■ **Problem**: Go through the listing and copy every line word for word.
** START OF Given data **
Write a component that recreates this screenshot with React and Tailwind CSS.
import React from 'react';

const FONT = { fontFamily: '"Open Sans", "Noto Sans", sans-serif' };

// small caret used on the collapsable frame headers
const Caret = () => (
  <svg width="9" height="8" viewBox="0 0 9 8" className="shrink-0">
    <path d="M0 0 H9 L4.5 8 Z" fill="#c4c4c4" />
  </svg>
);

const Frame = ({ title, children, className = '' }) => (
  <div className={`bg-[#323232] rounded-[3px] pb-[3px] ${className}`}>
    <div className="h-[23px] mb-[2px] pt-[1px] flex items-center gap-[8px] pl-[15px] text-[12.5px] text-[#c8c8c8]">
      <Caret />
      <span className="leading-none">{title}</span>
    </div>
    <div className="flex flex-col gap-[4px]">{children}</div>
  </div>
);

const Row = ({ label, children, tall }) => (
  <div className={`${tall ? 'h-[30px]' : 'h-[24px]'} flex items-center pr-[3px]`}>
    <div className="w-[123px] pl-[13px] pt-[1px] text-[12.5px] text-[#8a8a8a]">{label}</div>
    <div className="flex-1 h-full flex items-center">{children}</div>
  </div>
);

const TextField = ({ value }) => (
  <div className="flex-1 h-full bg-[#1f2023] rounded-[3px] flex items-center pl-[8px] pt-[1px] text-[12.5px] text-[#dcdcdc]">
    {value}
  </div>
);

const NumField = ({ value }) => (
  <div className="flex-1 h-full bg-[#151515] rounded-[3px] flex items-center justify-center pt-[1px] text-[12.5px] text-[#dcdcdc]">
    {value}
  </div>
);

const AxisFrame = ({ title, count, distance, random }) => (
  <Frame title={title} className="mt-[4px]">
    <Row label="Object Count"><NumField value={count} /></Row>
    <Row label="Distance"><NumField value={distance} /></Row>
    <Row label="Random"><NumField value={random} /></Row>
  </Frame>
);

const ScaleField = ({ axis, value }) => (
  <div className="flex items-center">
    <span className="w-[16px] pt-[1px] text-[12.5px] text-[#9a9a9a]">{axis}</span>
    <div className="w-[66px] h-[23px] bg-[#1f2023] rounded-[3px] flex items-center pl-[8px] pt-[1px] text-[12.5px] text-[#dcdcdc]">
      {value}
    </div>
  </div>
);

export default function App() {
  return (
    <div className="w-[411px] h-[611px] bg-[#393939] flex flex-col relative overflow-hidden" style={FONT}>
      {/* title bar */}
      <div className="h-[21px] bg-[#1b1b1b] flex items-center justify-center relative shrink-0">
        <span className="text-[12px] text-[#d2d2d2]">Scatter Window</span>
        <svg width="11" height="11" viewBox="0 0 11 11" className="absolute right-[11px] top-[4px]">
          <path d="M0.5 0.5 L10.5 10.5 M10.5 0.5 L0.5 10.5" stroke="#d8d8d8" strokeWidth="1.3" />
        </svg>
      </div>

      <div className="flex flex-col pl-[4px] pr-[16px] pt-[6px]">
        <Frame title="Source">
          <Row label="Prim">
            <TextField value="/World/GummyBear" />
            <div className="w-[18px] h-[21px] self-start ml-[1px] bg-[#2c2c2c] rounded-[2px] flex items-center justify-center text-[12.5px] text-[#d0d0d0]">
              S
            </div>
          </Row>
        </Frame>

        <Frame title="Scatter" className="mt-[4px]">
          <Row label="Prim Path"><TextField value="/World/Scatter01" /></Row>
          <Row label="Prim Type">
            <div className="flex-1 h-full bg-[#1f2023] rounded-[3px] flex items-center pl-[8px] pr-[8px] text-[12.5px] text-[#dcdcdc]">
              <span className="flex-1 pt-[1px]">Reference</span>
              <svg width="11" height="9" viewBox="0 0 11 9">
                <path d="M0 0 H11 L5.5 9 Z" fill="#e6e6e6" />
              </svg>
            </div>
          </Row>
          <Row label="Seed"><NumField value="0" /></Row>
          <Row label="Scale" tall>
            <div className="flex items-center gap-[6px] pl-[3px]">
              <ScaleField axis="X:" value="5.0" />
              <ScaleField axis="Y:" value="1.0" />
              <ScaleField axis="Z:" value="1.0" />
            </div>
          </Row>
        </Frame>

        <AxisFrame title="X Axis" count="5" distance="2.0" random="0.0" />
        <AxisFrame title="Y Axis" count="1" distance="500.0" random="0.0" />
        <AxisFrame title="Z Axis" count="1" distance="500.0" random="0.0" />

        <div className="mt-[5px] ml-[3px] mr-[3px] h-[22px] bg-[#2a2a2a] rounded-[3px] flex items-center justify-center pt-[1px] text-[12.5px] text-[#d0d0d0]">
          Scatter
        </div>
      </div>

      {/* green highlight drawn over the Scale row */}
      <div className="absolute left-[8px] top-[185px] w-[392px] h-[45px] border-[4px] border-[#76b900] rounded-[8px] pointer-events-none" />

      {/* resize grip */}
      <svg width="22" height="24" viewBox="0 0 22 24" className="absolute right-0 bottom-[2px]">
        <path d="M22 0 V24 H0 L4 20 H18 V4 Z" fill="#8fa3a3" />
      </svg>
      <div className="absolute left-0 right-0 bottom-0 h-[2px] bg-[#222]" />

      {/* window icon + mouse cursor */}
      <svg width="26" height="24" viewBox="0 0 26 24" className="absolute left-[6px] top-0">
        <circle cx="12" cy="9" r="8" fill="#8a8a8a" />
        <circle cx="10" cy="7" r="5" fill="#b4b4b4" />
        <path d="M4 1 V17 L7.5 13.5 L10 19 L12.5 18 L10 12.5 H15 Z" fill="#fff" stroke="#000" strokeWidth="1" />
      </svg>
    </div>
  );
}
** END OF Given data **
■ **Full output**:
Write a component that recreates this screenshot with React and Tailwind CSS.
import React from 'react';

const FONT = { fontFamily: '"Open Sans", "Noto Sans", sans-serif' };

// small caret used on the collapsable frame headers
const Caret = () => (
  <svg width="9" height="8" viewBox="0 0 9 8" className="shrink-0">
    <path d="M0 0 H9 L4.5 8 Z" fill="#c4c4c4" />
  </svg>
);

const Frame = ({ title, children, className = '' }) => (
  <div className={`bg-[#323232] rounded-[3px] pb-[3px] ${className}`}>
    <div className="h-[23px] mb-[2px] pt-[1px] flex items-center gap-[8px] pl-[15px] text-[12.5px] text-[#c8c8c8]">
      <Caret />
      <span className="leading-none">{title}</span>
    </div>
    <div className="flex flex-col gap-[4px]">{children}</div>
  </div>
);

const Row = ({ label, children, tall }) => (
  <div className={`${tall ? 'h-[30px]' : 'h-[24px]'} flex items-center pr-[3px]`}>
    <div className="w-[123px] pl-[13px] pt-[1px] text-[12.5px] text-[#8a8a8a]">{label}</div>
    <div className="flex-1 h-full flex items-center">{children}</div>
  </div>
);

const TextField = ({ value }) => (
  <div className="flex-1 h-full bg-[#1f2023] rounded-[3px] flex items-center pl-[8px] pt-[1px] text-[12.5px] text-[#dcdcdc]">
    {value}
  </div>
);

const NumField = ({ value }) => (
  <div className="flex-1 h-full bg-[#151515] rounded-[3px] flex items-center justify-center pt-[1px] text-[12.5px] text-[#dcdcdc]">
    {value}
  </div>
);

const AxisFrame = ({ title, count, distance, random }) => (
  <Frame title={title} className="mt-[4px]">
    <Row label="Object Count"><NumField value={count} /></Row>
    <Row label="Distance"><NumField value={distance} /></Row>
    <Row label="Random"><NumField value={random} /></Row>
  </Frame>
);

const ScaleField = ({ axis, value }) => (
  <div className="flex items-center">
    <span className="w-[16px] pt-[1px] text-[12.5px] text-[#9a9a9a]">{axis}</span>
    <div className="w-[66px] h-[23px] bg-[#1f2023] rounded-[3px] flex items-center pl-[8px] pt-[1px] text-[12.5px] text-[#dcdcdc]">
      {value}
    </div>
  </div>
);

export default function App() {
  return (
    <div className="w-[411px] h-[611px] bg-[#393939] flex flex-col relative overflow-hidden" style={FONT}>
      {/* title bar */}
      <div className="h-[21px] bg-[#1b1b1b] flex items-center justify-center relative shrink-0">
        <span className="text-[12px] text-[#d2d2d2]">Scatter Window</span>
        <svg width="11" height="11" viewBox="0 0 11 11" className="absolute right-[11px] top-[4px]">
          <path d="M0.5 0.5 L10.5 10.5 M10.5 0.5 L0.5 10.5" stroke="#d8d8d8" strokeWidth="1.3" />
        </svg>
      </div>

      <div className="flex flex-col pl-[4px] pr-[16px] pt-[6px]">
        <Frame title="Source">
          <Row label="Prim">
            <TextField value="/World/GummyBear" />
            <div className="w-[18px] h-[21px] self-start ml-[1px] bg-[#2c2c2c] rounded-[2px] flex items-center justify-center text-[12.5px] text-[#d0d0d0]">
              S
            </div>
          </Row>
        </Frame>

        <Frame title="Scatter" className="mt-[4px]">
          <Row label="Prim Path"><TextField value="/World/Scatter01" /></Row>
          <Row label="Prim Type">
            <div className="flex-1 h-full bg-[#1f2023] rounded-[3px] flex items-center pl-[8px] pr-[8px] text-[12.5px] text-[#dcdcdc]">
              <span className="flex-1 pt-[1px]">Reference</span>
              <svg width="11" height="9" viewBox="0 0 11 9">
                <path d="M0 0 H11 L5.5 9 Z" fill="#e6e6e6" />
              </svg>
            </div>
          </Row>
          <Row label="Seed"><NumField value="0" /></Row>
          <Row label="Scale" tall>
            <div className="flex items-center gap-[6px] pl-[3px]">
              <ScaleField axis="X:" value="5.0" />
              <ScaleField axis="Y:" value="1.0" />
              <ScaleField axis="Z:" value="1.0" />
            </div>
          </Row>
        </Frame>

        <AxisFrame title="X Axis" count="5" distance="2.0" random="0.0" />
        <AxisFrame title="Y Axis" count="1" distance="500.0" random="0.0" />
        <AxisFrame title="Z Axis" count="1" distance="500.0" random="0.0" />

        <div className="mt-[5px] ml-[3px] mr-[3px] h-[22px] bg-[#2a2a2a] rounded-[3px] flex items-center justify-center pt-[1px] text-[12.5px] text-[#d0d0d0]">
          Scatter
        </div>
      </div>

      {/* green highlight drawn over the Scale row */}
      <div className="absolute left-[8px] top-[185px] w-[392px] h-[45px] border-[4px] border-[#76b900] rounded-[8px] pointer-events-none" />

      {/* resize grip */}
      <svg width="22" height="24" viewBox="0 0 22 24" className="absolute right-0 bottom-[2px]">
        <path d="M22 0 V24 H0 L4 20 H18 V4 Z" fill="#8fa3a3" />
      </svg>
      <div className="absolute left-0 right-0 bottom-0 h-[2px] bg-[#222]" />

      {/* window icon + mouse cursor */}
      <svg width="26" height="24" viewBox="0 0 26 24" className="absolute left-[6px] top-0">
        <circle cx="12" cy="9" r="8" fill="#8a8a8a" />
        <circle cx="10" cy="7" r="5" fill="#b4b4b4" />
        <path d="M4 1 V17 L7.5 13.5 L10 19 L12.5 18 L10 12.5 H15 Z" fill="#fff" stroke="#000" strokeWidth="1" />
      </svg>
    </div>
  );
}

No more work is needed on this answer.